Mas, como temos dito, essas dívidas recaem sobre os ombros dos trabalhadores desses países, que não podem tirar proveito das vantagens dos paraísos fiscais.
E isto, evidentemente, não é apenas um problema do mundo em desenvolvimento. Nos nossos dias, anota Henry, o mundo desenvolvido tem a sua própria crise de dívida (ver os problemas atuais da zona euro). O economista francês Thomas Piketty sublinha que “…as riquezas nos paraísos fiscais são provavelmente suficientes para converter a Europa [11] num credor líquido muito grande em relação ao resto do mundo”.
6. Quanto estamos perdendo? 
No final, é disso que se trata, não é verdade? É impossível afirmar com certeza, naturalmente, porque estes números são apenas estimativas, mas Henry sugere que, se estes US$ 21 trilhões não declarados obtivessem uma taxa de retorno de 3%, e seus rendimentos fossem taxados em 30%, gerariam por si só rendimentos fiscais de cerca de US$ 190 bilhões. Se a quantidade total de dinheiro em paraísos fiscais está mais próxima da estimativa mais alta de US$ 32 trilhões, isso equivaleria a cerca de US$ 280 bilhões, o que é aproximadamente o dobro daquilo que os países da OCDE gastam em ajuda ao desenvolvimento. Por outras palavras, uma grande quantidade de dinheiro. E 3% de retorno é ser extremamente conservador.
Isto é apenas em impostos sobre o rendimento. Os impostos sobre as mais-valias, impostos sobre as heranças e outros impostos trariam ainda mais.

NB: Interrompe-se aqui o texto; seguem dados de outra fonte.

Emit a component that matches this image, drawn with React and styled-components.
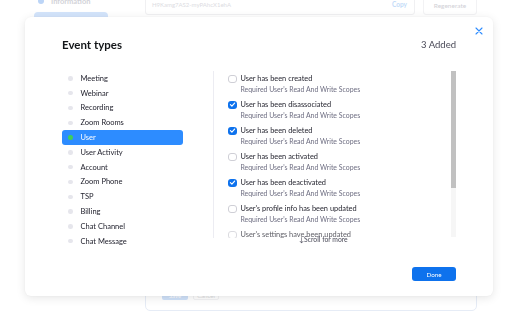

É por isso que, no final do dia, Henry diz que poderíamos ver isto como uma boa notícia. “O mundo acaba de encontrar uma enorme pilha de riqueza financeira que poderia ser chamada a contribuir para a solução dos nossos problemas globais mais urgentes”, escreve. “Temos a oportunidade de pensar não apenas acerca de como prevenir alguns dos abusos que nos conduziram aonde nos encontramos hoje, mas também de pensar em como fazer um melhor uso dos rendimentos livres de impostos que esta riqueza poderia gerar”.